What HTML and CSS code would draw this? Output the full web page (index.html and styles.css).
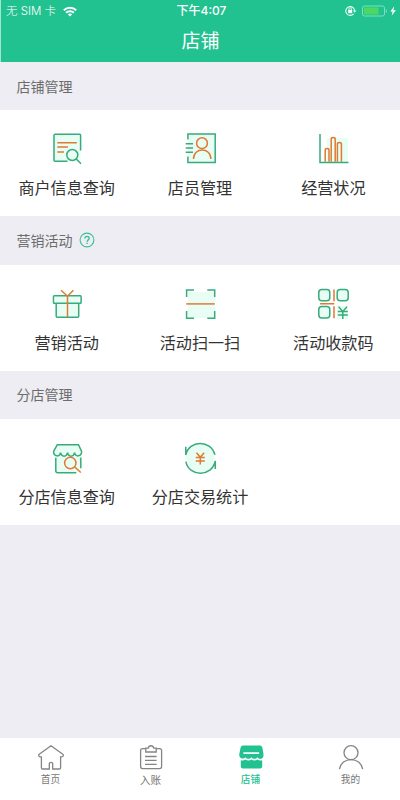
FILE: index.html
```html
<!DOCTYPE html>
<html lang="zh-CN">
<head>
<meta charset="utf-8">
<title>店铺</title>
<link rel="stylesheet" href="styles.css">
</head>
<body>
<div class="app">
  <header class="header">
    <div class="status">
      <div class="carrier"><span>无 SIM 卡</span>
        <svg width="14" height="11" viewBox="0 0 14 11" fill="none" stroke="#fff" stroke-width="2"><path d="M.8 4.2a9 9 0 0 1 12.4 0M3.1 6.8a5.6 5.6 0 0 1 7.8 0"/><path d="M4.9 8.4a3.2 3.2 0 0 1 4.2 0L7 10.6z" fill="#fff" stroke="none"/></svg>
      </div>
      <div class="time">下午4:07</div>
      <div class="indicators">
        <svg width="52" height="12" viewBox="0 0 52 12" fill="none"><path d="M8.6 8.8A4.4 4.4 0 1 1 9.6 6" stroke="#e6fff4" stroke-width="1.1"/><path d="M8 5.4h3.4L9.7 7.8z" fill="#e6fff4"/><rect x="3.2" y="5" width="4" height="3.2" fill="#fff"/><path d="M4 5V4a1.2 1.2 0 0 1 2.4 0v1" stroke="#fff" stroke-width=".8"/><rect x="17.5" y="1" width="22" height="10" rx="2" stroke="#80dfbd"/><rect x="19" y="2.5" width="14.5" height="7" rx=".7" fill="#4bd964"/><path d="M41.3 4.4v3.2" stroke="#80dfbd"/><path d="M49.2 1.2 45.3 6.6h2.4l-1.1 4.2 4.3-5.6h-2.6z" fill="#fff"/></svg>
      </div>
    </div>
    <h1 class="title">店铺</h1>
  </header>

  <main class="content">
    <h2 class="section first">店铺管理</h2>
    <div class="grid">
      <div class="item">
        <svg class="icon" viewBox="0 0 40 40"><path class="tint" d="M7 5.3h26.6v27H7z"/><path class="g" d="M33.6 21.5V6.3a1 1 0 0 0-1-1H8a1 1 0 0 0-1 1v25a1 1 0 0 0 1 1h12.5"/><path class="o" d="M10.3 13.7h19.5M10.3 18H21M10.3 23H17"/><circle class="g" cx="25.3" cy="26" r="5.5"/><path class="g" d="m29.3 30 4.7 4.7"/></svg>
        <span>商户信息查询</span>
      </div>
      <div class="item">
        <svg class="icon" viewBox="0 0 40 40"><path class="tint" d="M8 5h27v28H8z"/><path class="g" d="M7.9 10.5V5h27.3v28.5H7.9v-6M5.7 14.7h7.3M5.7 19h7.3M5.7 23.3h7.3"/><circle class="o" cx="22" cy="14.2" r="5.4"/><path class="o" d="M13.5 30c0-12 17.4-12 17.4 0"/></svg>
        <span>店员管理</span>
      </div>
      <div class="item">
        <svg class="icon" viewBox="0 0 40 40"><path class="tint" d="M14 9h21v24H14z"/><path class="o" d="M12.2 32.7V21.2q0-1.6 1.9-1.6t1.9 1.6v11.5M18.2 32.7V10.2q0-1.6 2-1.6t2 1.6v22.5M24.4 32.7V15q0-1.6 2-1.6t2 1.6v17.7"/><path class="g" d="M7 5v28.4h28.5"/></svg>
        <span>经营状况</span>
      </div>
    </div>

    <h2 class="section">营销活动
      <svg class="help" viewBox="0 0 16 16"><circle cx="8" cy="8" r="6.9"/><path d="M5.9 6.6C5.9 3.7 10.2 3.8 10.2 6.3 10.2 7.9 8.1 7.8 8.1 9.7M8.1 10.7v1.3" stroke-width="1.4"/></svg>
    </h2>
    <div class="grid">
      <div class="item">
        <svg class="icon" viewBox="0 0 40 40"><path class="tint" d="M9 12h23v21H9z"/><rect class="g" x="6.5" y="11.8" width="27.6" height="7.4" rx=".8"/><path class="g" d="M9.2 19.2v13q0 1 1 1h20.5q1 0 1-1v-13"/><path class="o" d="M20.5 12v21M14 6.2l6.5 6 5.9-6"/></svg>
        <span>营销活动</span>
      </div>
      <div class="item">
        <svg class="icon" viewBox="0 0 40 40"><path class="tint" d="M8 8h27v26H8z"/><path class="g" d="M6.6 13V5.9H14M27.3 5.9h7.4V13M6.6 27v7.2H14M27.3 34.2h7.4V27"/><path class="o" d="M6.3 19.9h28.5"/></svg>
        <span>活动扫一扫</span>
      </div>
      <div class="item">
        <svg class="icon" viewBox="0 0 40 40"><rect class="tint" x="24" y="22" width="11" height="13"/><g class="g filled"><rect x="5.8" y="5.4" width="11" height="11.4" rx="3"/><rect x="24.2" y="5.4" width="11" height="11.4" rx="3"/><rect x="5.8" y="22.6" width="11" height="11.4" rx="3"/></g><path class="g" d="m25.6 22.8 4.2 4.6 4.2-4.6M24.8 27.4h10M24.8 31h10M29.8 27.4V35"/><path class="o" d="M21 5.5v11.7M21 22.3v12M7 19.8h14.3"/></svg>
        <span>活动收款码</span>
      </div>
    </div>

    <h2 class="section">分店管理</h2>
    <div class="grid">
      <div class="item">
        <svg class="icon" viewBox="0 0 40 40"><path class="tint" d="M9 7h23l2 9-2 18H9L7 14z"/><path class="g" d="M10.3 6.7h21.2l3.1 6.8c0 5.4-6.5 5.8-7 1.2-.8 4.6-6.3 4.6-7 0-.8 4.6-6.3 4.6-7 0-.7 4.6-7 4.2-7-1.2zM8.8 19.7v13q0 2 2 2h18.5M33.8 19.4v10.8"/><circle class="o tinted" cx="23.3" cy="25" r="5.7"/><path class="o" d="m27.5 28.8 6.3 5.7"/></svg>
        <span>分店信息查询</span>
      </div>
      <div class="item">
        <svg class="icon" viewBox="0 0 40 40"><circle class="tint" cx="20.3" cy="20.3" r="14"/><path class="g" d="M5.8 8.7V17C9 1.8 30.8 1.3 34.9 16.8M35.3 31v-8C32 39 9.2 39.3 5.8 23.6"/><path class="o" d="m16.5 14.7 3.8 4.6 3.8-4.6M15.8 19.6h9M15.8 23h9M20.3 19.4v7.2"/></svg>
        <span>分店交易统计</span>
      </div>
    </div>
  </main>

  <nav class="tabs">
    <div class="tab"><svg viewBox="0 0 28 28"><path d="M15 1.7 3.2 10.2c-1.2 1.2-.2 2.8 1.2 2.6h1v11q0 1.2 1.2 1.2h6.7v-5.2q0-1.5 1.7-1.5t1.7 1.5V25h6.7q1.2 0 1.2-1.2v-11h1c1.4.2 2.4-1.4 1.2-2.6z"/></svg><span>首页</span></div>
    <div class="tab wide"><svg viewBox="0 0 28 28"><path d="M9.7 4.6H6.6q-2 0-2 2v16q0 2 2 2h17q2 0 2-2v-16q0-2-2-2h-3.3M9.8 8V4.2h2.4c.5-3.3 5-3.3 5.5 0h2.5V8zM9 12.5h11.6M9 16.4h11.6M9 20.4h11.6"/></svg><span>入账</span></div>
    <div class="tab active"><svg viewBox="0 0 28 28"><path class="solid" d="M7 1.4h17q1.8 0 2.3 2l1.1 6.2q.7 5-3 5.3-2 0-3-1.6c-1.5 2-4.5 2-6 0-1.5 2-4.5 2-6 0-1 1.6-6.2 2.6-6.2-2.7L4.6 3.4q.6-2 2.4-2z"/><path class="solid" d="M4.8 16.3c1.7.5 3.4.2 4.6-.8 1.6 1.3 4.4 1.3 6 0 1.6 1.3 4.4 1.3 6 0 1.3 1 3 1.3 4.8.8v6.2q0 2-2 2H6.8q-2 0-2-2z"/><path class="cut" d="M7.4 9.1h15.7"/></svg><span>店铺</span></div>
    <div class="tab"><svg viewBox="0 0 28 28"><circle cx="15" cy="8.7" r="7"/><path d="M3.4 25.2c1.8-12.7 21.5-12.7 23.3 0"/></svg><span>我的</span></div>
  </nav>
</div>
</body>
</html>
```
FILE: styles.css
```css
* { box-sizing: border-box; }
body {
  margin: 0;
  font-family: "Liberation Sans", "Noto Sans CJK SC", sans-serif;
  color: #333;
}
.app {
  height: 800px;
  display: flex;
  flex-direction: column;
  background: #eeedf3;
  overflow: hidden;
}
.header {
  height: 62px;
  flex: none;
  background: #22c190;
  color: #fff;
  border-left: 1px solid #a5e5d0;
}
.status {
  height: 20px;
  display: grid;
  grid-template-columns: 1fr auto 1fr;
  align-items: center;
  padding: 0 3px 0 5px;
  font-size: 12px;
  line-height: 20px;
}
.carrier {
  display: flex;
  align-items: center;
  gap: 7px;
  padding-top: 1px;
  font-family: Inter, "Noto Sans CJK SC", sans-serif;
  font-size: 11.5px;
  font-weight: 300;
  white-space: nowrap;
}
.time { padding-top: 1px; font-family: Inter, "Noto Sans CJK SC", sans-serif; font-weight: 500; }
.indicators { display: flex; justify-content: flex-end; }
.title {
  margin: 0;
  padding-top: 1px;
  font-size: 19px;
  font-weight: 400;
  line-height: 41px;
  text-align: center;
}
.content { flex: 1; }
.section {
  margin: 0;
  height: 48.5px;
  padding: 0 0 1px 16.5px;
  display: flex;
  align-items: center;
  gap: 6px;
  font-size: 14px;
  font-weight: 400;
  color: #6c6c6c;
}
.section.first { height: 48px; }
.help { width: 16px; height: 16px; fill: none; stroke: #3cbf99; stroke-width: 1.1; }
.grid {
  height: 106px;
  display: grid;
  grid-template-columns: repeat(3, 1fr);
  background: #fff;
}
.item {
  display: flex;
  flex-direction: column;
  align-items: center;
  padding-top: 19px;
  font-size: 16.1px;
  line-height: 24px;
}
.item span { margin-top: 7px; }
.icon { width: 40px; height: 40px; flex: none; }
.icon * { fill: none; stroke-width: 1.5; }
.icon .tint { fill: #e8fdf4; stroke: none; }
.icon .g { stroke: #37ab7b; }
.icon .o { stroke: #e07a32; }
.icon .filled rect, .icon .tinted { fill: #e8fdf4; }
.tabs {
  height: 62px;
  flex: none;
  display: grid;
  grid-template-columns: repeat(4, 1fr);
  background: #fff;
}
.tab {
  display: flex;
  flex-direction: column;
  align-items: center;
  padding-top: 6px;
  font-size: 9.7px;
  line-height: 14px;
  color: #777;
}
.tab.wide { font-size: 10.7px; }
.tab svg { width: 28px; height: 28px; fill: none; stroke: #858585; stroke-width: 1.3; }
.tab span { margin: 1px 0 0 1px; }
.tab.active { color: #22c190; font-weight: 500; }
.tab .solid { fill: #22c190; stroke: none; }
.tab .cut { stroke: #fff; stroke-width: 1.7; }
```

◆ ◆ ◆ ◆

Return all lines of the material above in which the word "index" occurs.

What HTML and CSS code would draw this? Output the full web page (index.html and styles.css).
FILE: index.html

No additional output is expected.